When asked if he was concerned about the numerous individual cases emerging of mortgage holders who maintain they were engaging with the bank and were not in large-scale arrears, some not being in arrears at all, the minister said:

“In relation to individual elements of the loan book sale I am not in a position to be able to comment on every individual customer that might be affected by it.”

He said PTSB has outlined to him that it will and has engaged with everybody affected by the sale. 

0416 Paschal Donohue_90553253 Minister for Finance and Public Expenditure and Reform, Paschal Donohoe.
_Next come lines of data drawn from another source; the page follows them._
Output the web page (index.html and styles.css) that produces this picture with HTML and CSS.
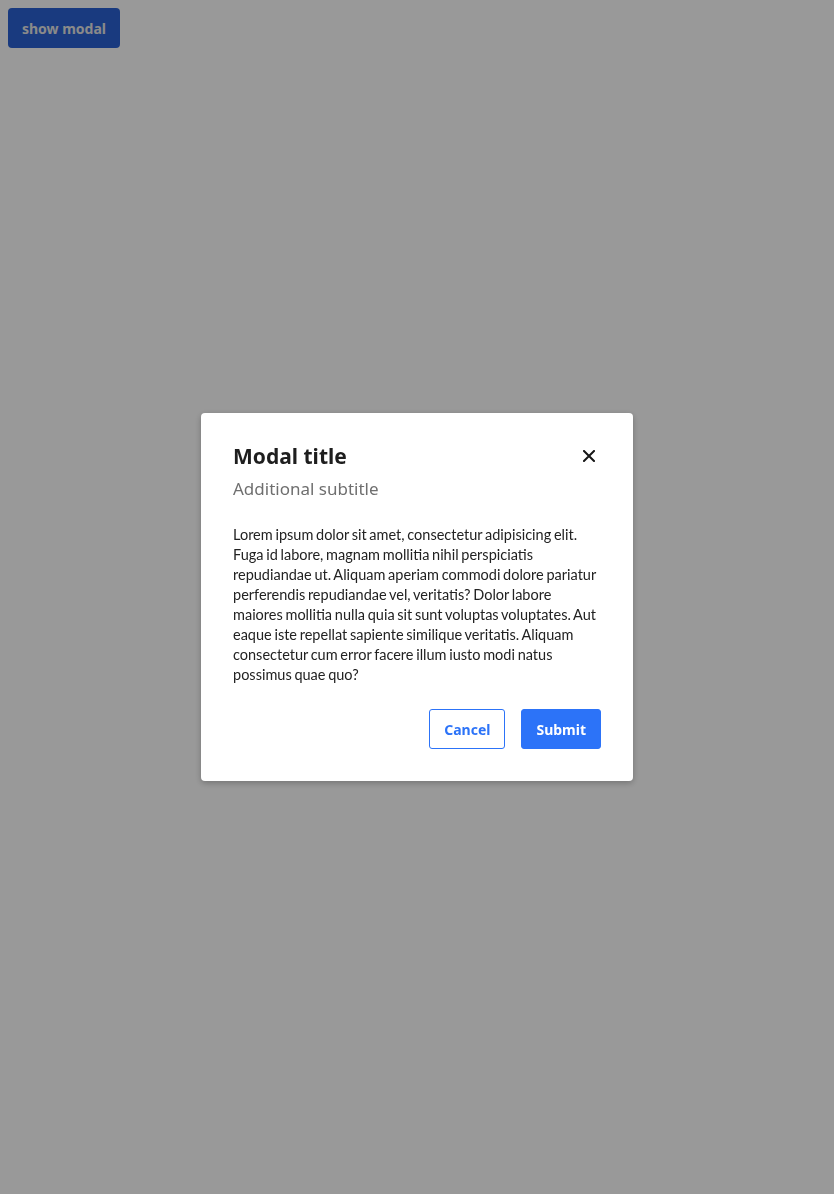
FILE: index.html
```html
<!DOCTYPE html>
<html>
<head>
<meta charset="utf-8">
<link rel="stylesheet" href="styles.css">
</head>
<body>
<button class="show-btn">show modal</button>
<div class="overlay">
  <div class="modal">
    <div class="modal-header">
      <div class="titles">
        <h2 class="modal-title">Modal title</h2>
        <p class="modal-subtitle">Additional subtitle</p>
      </div>
      <button class="close-btn" aria-label="close">
        <svg width="12" height="12" viewBox="0 0 12 12"><path d="M1 1L11 11M11 1L1 11" stroke="#161616" stroke-width="2" stroke-linecap="square"/></svg>
      </button>
    </div>
    <p class="modal-body">Lorem ipsum dolor sit amet, consectetur adipisicing elit. Fuga id labore, magnam mollitia nihil perspiciatis repudiandae ut. Aliquam aperiam commodi dolore pariatur perferendis repudiandae vel, veritatis? Dolor labore maiores mollitia nulla quia sit sunt voluptas voluptates. Aut eaque iste repellat sapiente similique veritatis. Aliquam consectetur cum error facere illum iusto modi natus possimus quae quo?</p>
    <div class="modal-footer">
      <button class="btn btn-outline">Cancel</button>
      <button class="btn btn-primary">Submit</button>
    </div>
  </div>
</div>
</body>
</html>
```
FILE: styles.css
```css
html, body {
  margin: 0;
  padding: 0;
}
body {
  background: #ffffff;
  font-family: "Noto Sans", "DejaVu Sans", sans-serif;
  padding: 8px;
}
.show-btn {
  width: 112px;
  height: 40px;
  border: none;
  border-radius: 4px;
  background: #2a62d4;
  color: #e6e6e6;
  font-family: inherit;
  font-weight: 700;
  font-size: 14px;
}
.overlay {
  position: fixed;
  inset: 0;
  background: rgba(0, 0, 0, 0.4);
  display: flex;
  align-items: center;
  justify-content: center;
}
.modal {
  width: 432px;
  box-sizing: border-box;
  padding: 29px 32px 32px;
  background: #ffffff;
  border-radius: 4px;
  box-shadow: 0 2px 6px rgba(0, 0, 0, 0.25);
}
.modal-header {
  display: flex;
  justify-content: space-between;
  align-items: flex-start;
}
.modal-title {
  margin: 0;
  font-size: 21px;
  line-height: 28px;
  font-weight: 700;
  color: #1e1e1e;
}
.modal-subtitle {
  margin: 7px 0 0;
  font-size: 17px;
  line-height: 24px;
  color: #6f6f6f;
}
.close-btn {
  border: none;
  background: none;
  padding: 0;
  width: 24px;
  height: 24px;
  margin-top: 2px;
  display: flex;
  align-items: center;
  justify-content: center;
}
.modal-body {
  margin: 24px 0 0;
  font-family: "Lato", "Noto Sans", sans-serif;
  font-size: 14.5px;
  line-height: 20px;
  word-spacing: -1px;
  color: #222222;
}
.modal-footer {
  margin-top: 24px;
  display: flex;
  justify-content: flex-end;
  gap: 16px;
}
.btn {
  height: 40px;
  padding: 0 14px;
  border-radius: 3px;
  font-family: inherit;
  font-weight: 700;
  font-size: 14px;
}
.btn-outline {
  background: #ffffff;
  border: 1px solid #2c73f8;
  color: #2c73f8;
}
.btn-primary {
  background: #2c73f8;
  border: 1px solid #2c73f8;
  color: #ffffff;
}
```
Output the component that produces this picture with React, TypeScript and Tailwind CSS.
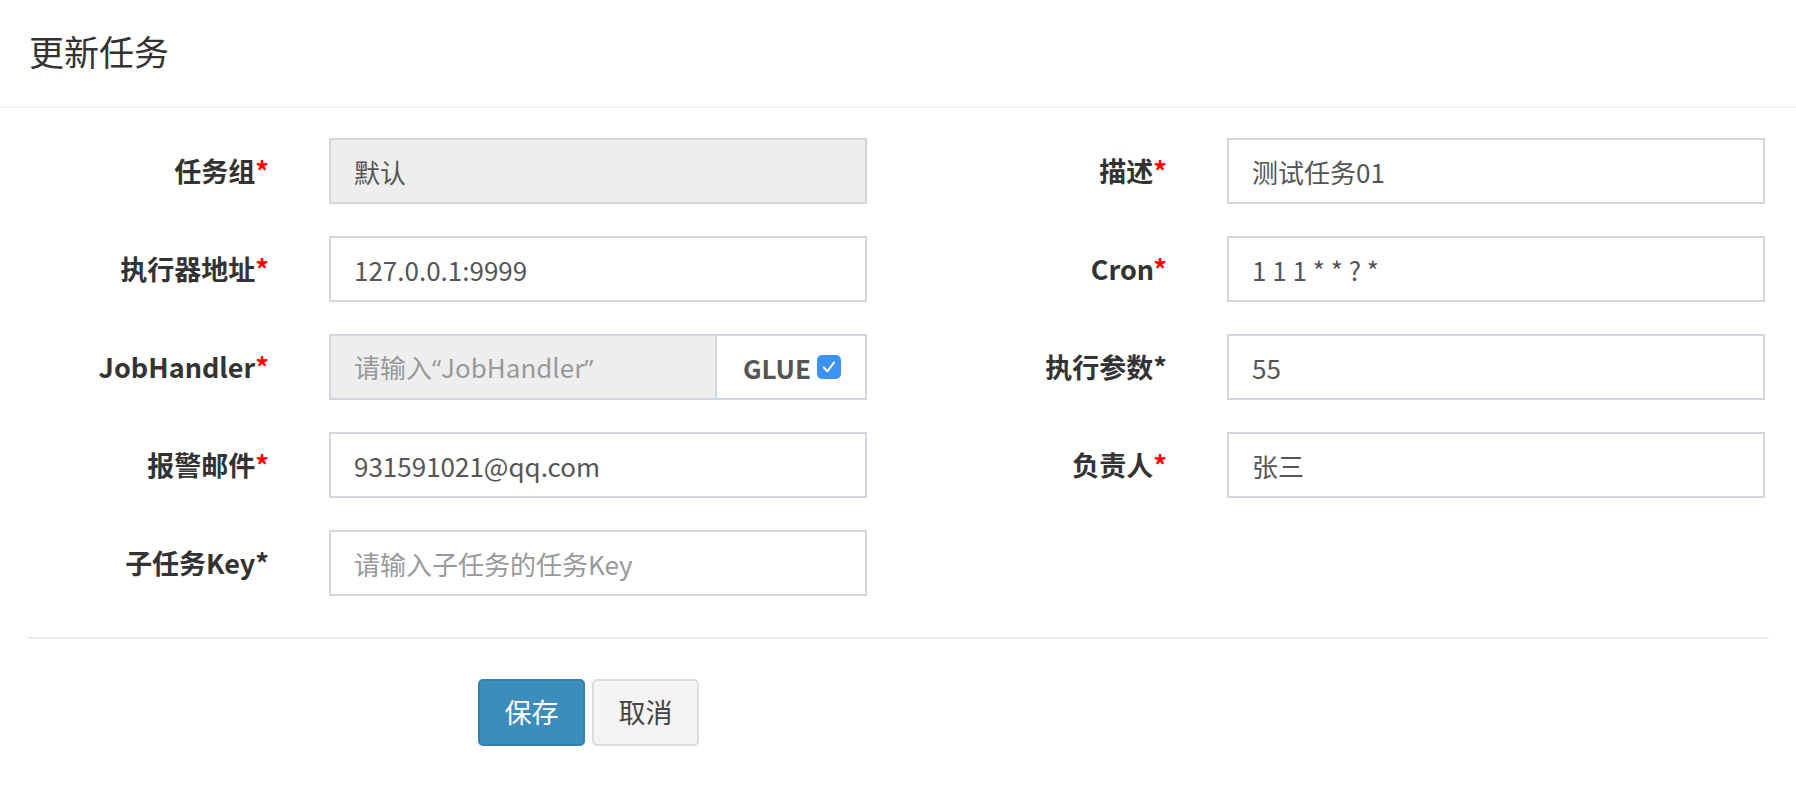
import type { ReactNode } from "react";

const font = {
  fontFamily: '"Noto Sans CJK SC", "Noto Sans", sans-serif',
};

type FieldProps = {
  label: ReactNode;
  redStar?: boolean;
  children: ReactNode;
};

function Label({ label, redStar = true }: { label: ReactNode; redStar?: boolean }) {
  return (
    <div className="flex h-[66px] items-center justify-end pr-[31px] text-[27px] font-bold text-[#333]">
      <span>
        {label}
        <span className={redStar ? "text-[#ff0000]" : "text-[#333]"}>*</span>
      </span>
    </div>
  );
}

function Field({ label, redStar, children }: FieldProps) {
  return (
    <>
      <Label label={label} redStar={redStar} />
      <div className="px-[29px]">{children}</div>
    </>
  );
}

function Input({
  value,
  placeholder,
  disabled,
}: {
  value?: string;
  placeholder?: string;
  disabled?: boolean;
}) {
  return (
    <div
      className={
        "flex h-[66px] items-center border-2 border-[#d2d6de] px-[23px] text-[26px] " +
        (disabled ? "bg-[#eeeeee] " : "bg-white ") +
        (value ? "text-[#555]" : "text-[#999]")
      }
    >
      <span className="whitespace-pre">{value || placeholder}</span>
    </div>
  );
}

// latin curly quotes, the CJK font draws them full width
const quote = { fontFamily: '"Open Sans", sans-serif' };

export default function App() {
  return (
    <div className="min-h-[806px] w-[1796px] bg-white" style={font}>
      <div className="flex h-[108px] items-center border-b-2 border-[#f4f4f4] pl-[29px] pb-[3px]">
        <h4 className="text-[35px] font-normal text-[#333]">更新任务</h4>
      </div>

      <div className="grid grid-cols-[300px_596px_302px_596px] gap-y-[32px] pt-[30px]">
        <Field label="任务组">
          <Input value="默认" disabled />
        </Field>
        <Field label="描述">
          <Input value="测试任务01" />
        </Field>

        <Field label="执行器地址">
          <Input value="127.0.0.1:9999" />
        </Field>
        <Field label="Cron">
          <Input value="1 1 1 * * ? *" />
        </Field>

        <Field label="JobHandler">
          <div className="flex h-[66px]">
            <div className="flex flex-1 items-center border-2 border-[#d2d6de] bg-[#eeeeee] px-[23px] text-[26px] text-[#999]">
              <span>
                请输入<span style={quote}>“</span>JobHandler
                <span style={quote}>”</span>
              </span>
            </div>
            <div className="flex w-[150px] items-center justify-center gap-[6px] border-2 border-l-0 border-[#d2d6de] bg-white pl-[2px] text-[26px] font-bold text-[#555]">
              <span>GLUE</span>
              <span className="flex h-[24px] w-[24px] items-center justify-center rounded-[5px] bg-[#3b93f5]">
                <svg width="18" height="18" viewBox="0 0 16 16" fill="none">
                  <path
                    d="M3.5 8.5 L6.5 11.8 L12.5 4"
                    stroke="white"
                    strokeWidth="1.8"
                    strokeLinecap="round"
                    strokeLinejoin="round"
                  />
                </svg>
              </span>
            </div>
          </div>
        </Field>
        <Field label="执行参数" redStar={false}>
          <Input value="55" />
        </Field>

        <Field label="报警邮件">
          <Input value="931591021@qq.com" />
        </Field>
        <Field label="负责人">
          <Input value="张三" />
        </Field>

        <Field label="子任务Key" redStar={false}>
          <Input placeholder="请输入子任务的任务Key" />
        </Field>
      </div>

      <div className="mx-[27px] mt-[41px] border-t-2 border-[#eeeeee]" />

      <div className="flex gap-[7px] pl-[478px] pt-[40px]">
        <button className="h-[67px] w-[107px] rounded-[5px] border-2 border-[#367fa9] bg-[#3c8dbc] text-[27px] text-white">
          保存
        </button>
        <button className="h-[67px] w-[107px] rounded-[5px] border-2 border-[#dddddd] bg-[#f4f4f4] text-[27px] text-[#444]">
          取消
        </button>
      </div>
    </div>
  );
}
Sam Boal Sam Boal

Donohoe said the “very high level of non-performing loans within PTSB is a matter that has to be dealt with” or it will face “real challenges” in the future.

The finance minister said he is committed to ensuring that a “high level” of protections remain in place for the consumer, adding that he has had a lot of contact with Fianna Fáil’s finance spokesperson Michael McGrath to ensure the safe passage of his legislation which sets out to regulate vulture funds.

He said the review of the code of conduct for banks on mortgage arrears is close to completion, adding that it will be delivered to him “imminently”.

If the high level of non-performing loans is not dealt with, “we won’t be able to make progress in ensuring we have more attractive interest rates”, said the minister .

Managing risks

The Governor of the Central Bank Philip Lane said today that the sale of non-performing loans can help protect the financial system, telling RTÉ News at One that “there is a role for loan sales in terms of managing risks”.  Equally, the Central Bank said it must ensure that no matter who owns the loans, the same level of protections apply, he said.  

Earlier this summer, Transport Minister Shane Ross said in an interview with that he thought it was a cynical move by PTSB, which is 75% State owned, to make the sale when the Dáil was in recess.

He also said the relationship between a State-owned bank and the government needs to be looked at, adding that the government must have more of a say in large-scale loan book sales of this type.

A number of politicians have said their offices have been inundated with calls from people who are not in arrears, yet have found their bank has sold on their loans.

Fianna Fáil senator Lorraine Clifford Lee said she has taken calls from constituents who are not in arrears, never were in arrears, who do not have any linked mortgages in arrears, yet have had their mortgages sold on by PTSB to the vulture fund.

“They are absolutely baffled, there are people in that bundle and they should be taken out and the minister really needs to make comment on those people,” she said.

A recent statement on the loan sale from the Department of Finance states:

There are a number of supports available for those in mortgage arrears through various services/organisations, including the Abhaile Scheme and the Insolvency Service of Ireland (ISI). 
The government encourages those are experiencing mortgage difficulty to seek assistance by engaging with their creditors at the earliest stage possible. 

The statement goes on to say that the minister does not have a role to play in loan book sales, even in the case where the bank is 75% owned by the taxpayer.

“It should be noted that decisions in respect of loan book sales are the responsibility of the Board and management of PTSB. Under the terms of the Relationship Framework, which is a legally binding agreement between the Minister for Finance and PTSB, loan sales do not require the Minister’s consent.

“In fact, the Relationship Framework specifically prevents the Minister from interfering in actions that the bank must take to meet its regulatory requirements.”